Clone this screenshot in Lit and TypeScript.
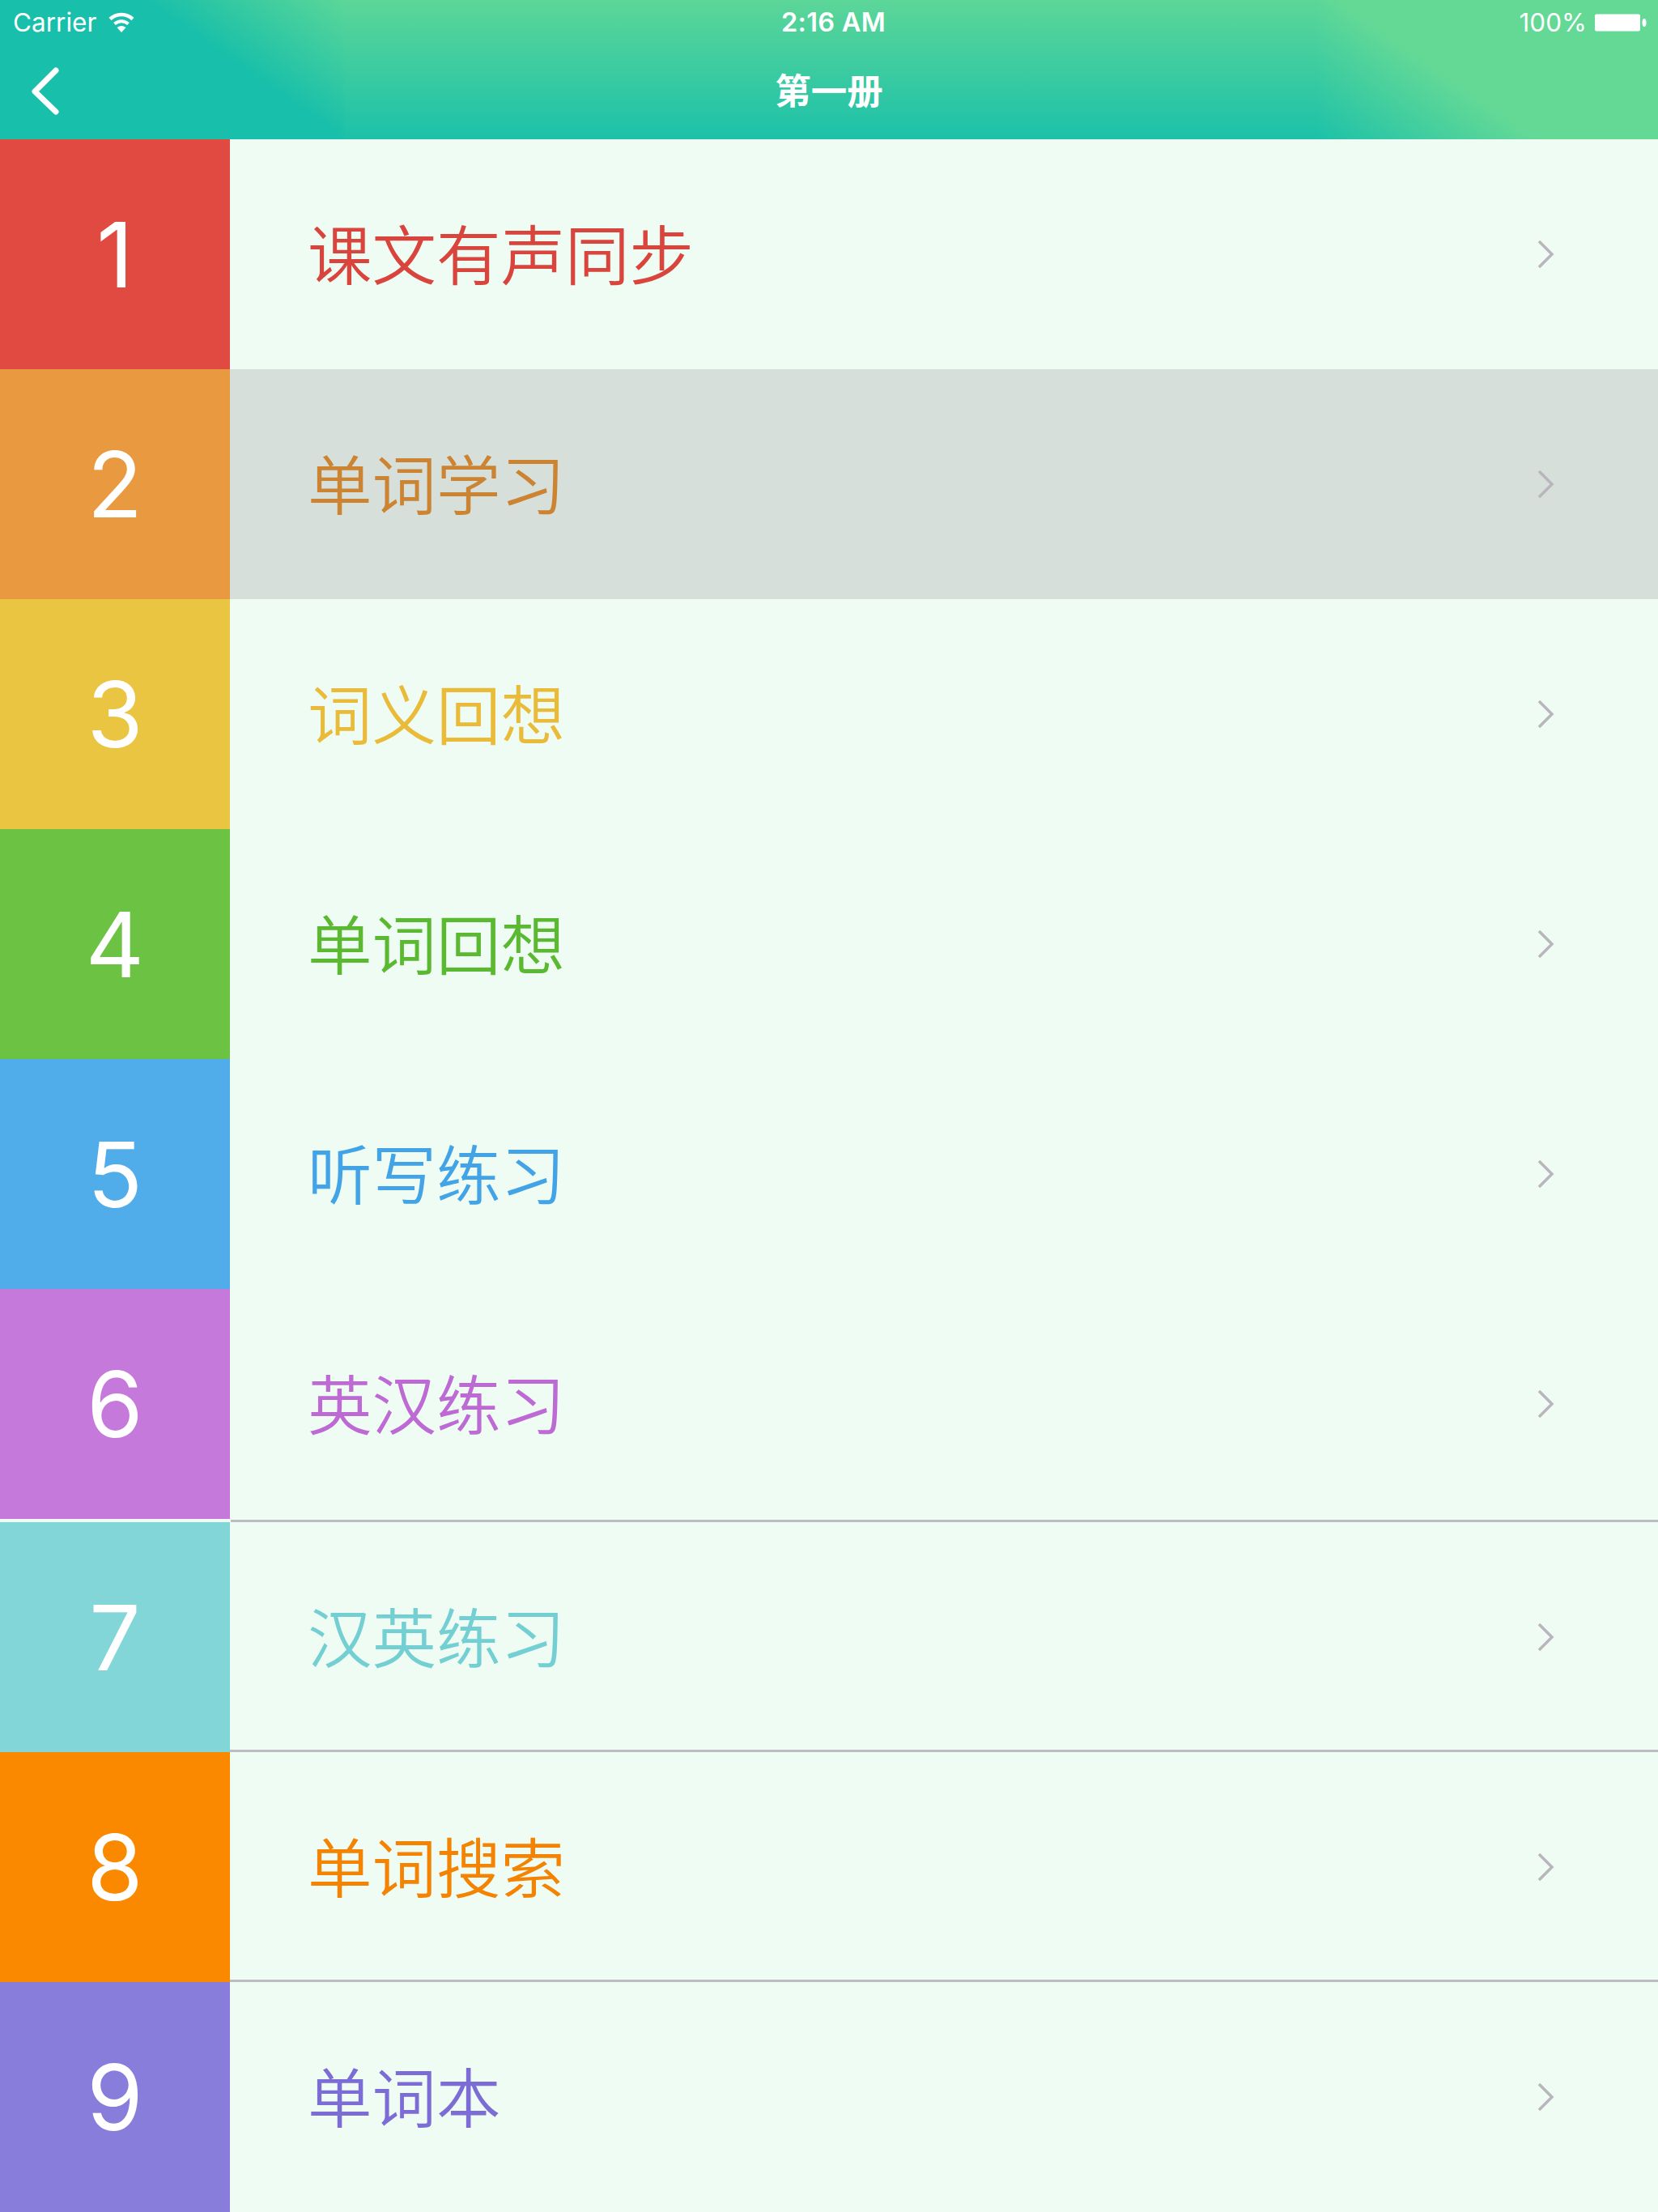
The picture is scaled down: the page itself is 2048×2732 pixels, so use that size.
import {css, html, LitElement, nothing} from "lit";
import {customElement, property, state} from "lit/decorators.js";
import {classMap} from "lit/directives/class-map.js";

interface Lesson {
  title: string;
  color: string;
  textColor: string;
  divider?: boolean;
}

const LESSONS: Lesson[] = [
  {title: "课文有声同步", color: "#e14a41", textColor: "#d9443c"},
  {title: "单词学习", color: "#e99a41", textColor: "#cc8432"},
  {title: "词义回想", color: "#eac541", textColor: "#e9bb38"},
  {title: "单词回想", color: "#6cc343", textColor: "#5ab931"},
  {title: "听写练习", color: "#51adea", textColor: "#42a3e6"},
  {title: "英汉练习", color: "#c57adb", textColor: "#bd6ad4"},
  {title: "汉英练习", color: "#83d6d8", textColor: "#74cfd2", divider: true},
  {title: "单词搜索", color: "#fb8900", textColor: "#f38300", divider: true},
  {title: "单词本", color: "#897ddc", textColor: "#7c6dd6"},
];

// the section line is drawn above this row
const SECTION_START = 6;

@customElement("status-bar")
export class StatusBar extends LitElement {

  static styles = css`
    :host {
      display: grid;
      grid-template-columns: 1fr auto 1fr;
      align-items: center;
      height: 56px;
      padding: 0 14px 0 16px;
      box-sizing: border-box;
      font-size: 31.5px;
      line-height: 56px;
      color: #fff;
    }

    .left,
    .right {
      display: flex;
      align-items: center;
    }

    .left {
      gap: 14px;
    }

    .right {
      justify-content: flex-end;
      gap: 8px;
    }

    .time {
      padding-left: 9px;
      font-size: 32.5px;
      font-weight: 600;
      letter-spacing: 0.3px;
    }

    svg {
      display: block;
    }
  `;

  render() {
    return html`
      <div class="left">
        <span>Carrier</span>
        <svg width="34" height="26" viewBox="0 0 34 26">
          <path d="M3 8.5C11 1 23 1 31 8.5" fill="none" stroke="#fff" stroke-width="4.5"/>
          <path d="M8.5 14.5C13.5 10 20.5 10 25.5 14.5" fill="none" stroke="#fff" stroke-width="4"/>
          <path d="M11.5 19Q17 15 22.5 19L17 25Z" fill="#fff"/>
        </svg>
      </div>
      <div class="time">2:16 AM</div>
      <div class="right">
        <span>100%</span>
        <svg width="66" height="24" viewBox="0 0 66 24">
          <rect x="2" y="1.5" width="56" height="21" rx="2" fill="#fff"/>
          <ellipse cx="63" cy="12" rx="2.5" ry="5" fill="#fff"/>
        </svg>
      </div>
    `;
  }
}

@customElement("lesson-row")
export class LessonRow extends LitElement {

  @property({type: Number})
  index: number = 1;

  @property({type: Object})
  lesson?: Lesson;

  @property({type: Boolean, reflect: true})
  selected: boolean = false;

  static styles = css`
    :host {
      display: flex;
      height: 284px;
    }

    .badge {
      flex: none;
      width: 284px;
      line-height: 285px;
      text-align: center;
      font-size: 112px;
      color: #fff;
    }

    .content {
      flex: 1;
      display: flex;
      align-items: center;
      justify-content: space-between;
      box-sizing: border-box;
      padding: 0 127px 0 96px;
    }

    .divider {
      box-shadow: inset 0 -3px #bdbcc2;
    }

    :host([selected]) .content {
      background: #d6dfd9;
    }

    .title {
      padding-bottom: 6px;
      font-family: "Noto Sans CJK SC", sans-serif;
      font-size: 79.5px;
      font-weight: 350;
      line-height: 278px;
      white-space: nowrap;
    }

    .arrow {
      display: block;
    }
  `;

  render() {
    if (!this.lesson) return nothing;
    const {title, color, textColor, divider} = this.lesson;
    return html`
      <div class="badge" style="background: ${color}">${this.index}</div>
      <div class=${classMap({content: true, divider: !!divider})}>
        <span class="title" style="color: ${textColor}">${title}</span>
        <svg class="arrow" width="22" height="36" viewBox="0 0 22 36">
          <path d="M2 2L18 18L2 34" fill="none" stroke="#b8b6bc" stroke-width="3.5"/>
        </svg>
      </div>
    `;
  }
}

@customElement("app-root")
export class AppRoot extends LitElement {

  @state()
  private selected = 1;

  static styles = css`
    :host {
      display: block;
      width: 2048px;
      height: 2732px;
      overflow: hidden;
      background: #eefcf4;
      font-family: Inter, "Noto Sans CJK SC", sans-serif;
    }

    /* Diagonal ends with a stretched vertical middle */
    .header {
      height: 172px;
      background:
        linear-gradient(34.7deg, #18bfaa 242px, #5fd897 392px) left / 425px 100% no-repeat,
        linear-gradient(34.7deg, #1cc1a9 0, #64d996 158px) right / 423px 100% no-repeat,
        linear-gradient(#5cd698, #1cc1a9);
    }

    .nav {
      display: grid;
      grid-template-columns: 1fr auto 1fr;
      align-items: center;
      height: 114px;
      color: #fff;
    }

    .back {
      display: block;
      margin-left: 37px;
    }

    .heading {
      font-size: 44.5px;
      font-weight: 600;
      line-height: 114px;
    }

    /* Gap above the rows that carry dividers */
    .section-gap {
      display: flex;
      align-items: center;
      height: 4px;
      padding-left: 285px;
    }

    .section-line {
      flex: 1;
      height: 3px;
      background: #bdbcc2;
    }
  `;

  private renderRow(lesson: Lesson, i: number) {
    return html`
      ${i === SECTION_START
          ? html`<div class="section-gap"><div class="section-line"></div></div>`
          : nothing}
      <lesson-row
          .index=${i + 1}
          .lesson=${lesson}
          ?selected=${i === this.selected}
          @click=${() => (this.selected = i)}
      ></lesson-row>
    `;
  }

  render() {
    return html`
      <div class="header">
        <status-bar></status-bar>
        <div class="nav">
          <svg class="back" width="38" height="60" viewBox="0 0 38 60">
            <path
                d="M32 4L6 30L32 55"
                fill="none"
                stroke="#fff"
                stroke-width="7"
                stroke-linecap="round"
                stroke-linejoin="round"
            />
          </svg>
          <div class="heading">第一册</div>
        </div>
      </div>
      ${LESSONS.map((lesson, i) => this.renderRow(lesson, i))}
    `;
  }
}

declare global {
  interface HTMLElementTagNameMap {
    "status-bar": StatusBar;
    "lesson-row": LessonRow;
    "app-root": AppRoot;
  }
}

:::

*Aim*
Return each line exactly as written. Any picture gets left out.

*Solution to the exercise*
Clone this screenshot in Lit and TypeScript.
The picture is scaled down: the page itself is 2048×2732 pixels, so use that size.
import {css, html, LitElement, nothing} from "lit";
import {customElement, property, state} from "lit/decorators.js";
import {classMap} from "lit/directives/class-map.js";

interface Lesson {
  title: string;
  color: string;
  textColor: string;
  divider?: boolean;
}

const LESSONS: Lesson[] = [
  {title: "课文有声同步", color: "#e14a41", textColor: "#d9443c"},
  {title: "单词学习", color: "#e99a41", textColor: "#cc8432"},
  {title: "词义回想", color: "#eac541", textColor: "#e9bb38"},
  {title: "单词回想", color: "#6cc343", textColor: "#5ab931"},
  {title: "听写练习", color: "#51adea", textColor: "#42a3e6"},
  {title: "英汉练习", color: "#c57adb", textColor: "#bd6ad4"},
  {title: "汉英练习", color: "#83d6d8", textColor: "#74cfd2", divider: true},
  {title: "单词搜索", color: "#fb8900", textColor: "#f38300", divider: true},
  {title: "单词本", color: "#897ddc", textColor: "#7c6dd6"},
];

// the section line is drawn above this row
const SECTION_START = 6;

@customElement("status-bar")
export class StatusBar extends LitElement {

  static styles = css`
    :host {
      display: grid;
      grid-template-columns: 1fr auto 1fr;
      align-items: center;
      height: 56px;
      padding: 0 14px 0 16px;
      box-sizing: border-box;
      font-size: 31.5px;
      line-height: 56px;
      color: #fff;
    }

    .left,
    .right {
      display: flex;
      align-items: center;
    }

    .left {
      gap: 14px;
    }

    .right {
      justify-content: flex-end;
      gap: 8px;
    }

    .time {
      padding-left: 9px;
      font-size: 32.5px;
      font-weight: 600;
      letter-spacing: 0.3px;
    }

    svg {
      display: block;
    }
  `;

  render() {
    return html`
      <div class="left">
        <span>Carrier</span>
        <svg width="34" height="26" viewBox="0 0 34 26">
          <path d="M3 8.5C11 1 23 1 31 8.5" fill="none" stroke="#fff" stroke-width="4.5"/>
          <path d="M8.5 14.5C13.5 10 20.5 10 25.5 14.5" fill="none" stroke="#fff" stroke-width="4"/>
          <path d="M11.5 19Q17 15 22.5 19L17 25Z" fill="#fff"/>
        </svg>
      </div>
      <div class="time">2:16 AM</div>
      <div class="right">
        <span>100%</span>
        <svg width="66" height="24" viewBox="0 0 66 24">
          <rect x="2" y="1.5" width="56" height="21" rx="2" fill="#fff"/>
          <ellipse cx="63" cy="12" rx="2.5" ry="5" fill="#fff"/>
        </svg>
      </div>
    `;
  }
}

@customElement("lesson-row")
export class LessonRow extends LitElement {

  @property({type: Number})
  index: number = 1;

  @property({type: Object})
  lesson?: Lesson;

  @property({type: Boolean, reflect: true})
  selected: boolean = false;

  static styles = css`
    :host {
      display: flex;
      height: 284px;
    }

    .badge {
      flex: none;
      width: 284px;
      line-height: 285px;
      text-align: center;
      font-size: 112px;
      color: #fff;
    }

    .content {
      flex: 1;
      display: flex;
      align-items: center;
      justify-content: space-between;
      box-sizing: border-box;
      padding: 0 127px 0 96px;
    }

    .divider {
      box-shadow: inset 0 -3px #bdbcc2;
    }

    :host([selected]) .content {
      background: #d6dfd9;
    }

    .title {
      padding-bottom: 6px;
      font-family: "Noto Sans CJK SC", sans-serif;
      font-size: 79.5px;
      font-weight: 350;
      line-height: 278px;
      white-space: nowrap;
    }

    .arrow {
      display: block;
    }
  `;

  render() {
    if (!this.lesson) return nothing;
    const {title, color, textColor, divider} = this.lesson;
    return html`
      <div class="badge" style="background: ${color}">${this.index}</div>
      <div class=${classMap({content: true, divider: !!divider})}>
        <span class="title" style="color: ${textColor}">${title}</span>
        <svg class="arrow" width="22" height="36" viewBox="0 0 22 36">
          <path d="M2 2L18 18L2 34" fill="none" stroke="#b8b6bc" stroke-width="3.5"/>
        </svg>
      </div>
    `;
  }
}

@customElement("app-root")
export class AppRoot extends LitElement {

  @state()
  private selected = 1;

  static styles = css`
    :host {
      display: block;
      width: 2048px;
      height: 2732px;
      overflow: hidden;
      background: #eefcf4;
      font-family: Inter, "Noto Sans CJK SC", sans-serif;
    }

    /* Diagonal ends with a stretched vertical middle */
    .header {
      height: 172px;
      background:
        linear-gradient(34.7deg, #18bfaa 242px, #5fd897 392px) left / 425px 100% no-repeat,
        linear-gradient(34.7deg, #1cc1a9 0, #64d996 158px) right / 423px 100% no-repeat,
        linear-gradient(#5cd698, #1cc1a9);
    }

    .nav {
      display: grid;
      grid-template-columns: 1fr auto 1fr;
      align-items: center;
      height: 114px;
      color: #fff;
    }

    .back {
      display: block;
      margin-left: 37px;
    }

    .heading {
      font-size: 44.5px;
      font-weight: 600;
      line-height: 114px;
    }

    /* Gap above the rows that carry dividers */
    .section-gap {
      display: flex;
      align-items: center;
      height: 4px;
      padding-left: 285px;
    }

    .section-line {
      flex: 1;
      height: 3px;
      background: #bdbcc2;
    }
  `;

  private renderRow(lesson: Lesson, i: number) {
    return html`
      ${i === SECTION_START
          ? html`<div class="section-gap"><div class="section-line"></div></div>`
          : nothing}
      <lesson-row
          .index=${i + 1}
          .lesson=${lesson}
          ?selected=${i === this.selected}
          @click=${() => (this.selected = i)}
      ></lesson-row>
    `;
  }

  render() {
    return html`
      <div class="header">
        <status-bar></status-bar>
        <div class="nav">
          <svg class="back" width="38" height="60" viewBox="0 0 38 60">
            <path
                d="M32 4L6 30L32 55"
                fill="none"
                stroke="#fff"
                stroke-width="7"
                stroke-linecap="round"
                stroke-linejoin="round"
            />
          </svg>
          <div class="heading">第一册</div>
        </div>
      </div>
      ${LESSONS.map((lesson, i) => this.renderRow(lesson, i))}
    `;
  }
}

declare global {
  interface HTMLElementTagNameMap {
    "status-bar": StatusBar;
    "lesson-row": LessonRow;
    "app-root": AppRoot;
  }
}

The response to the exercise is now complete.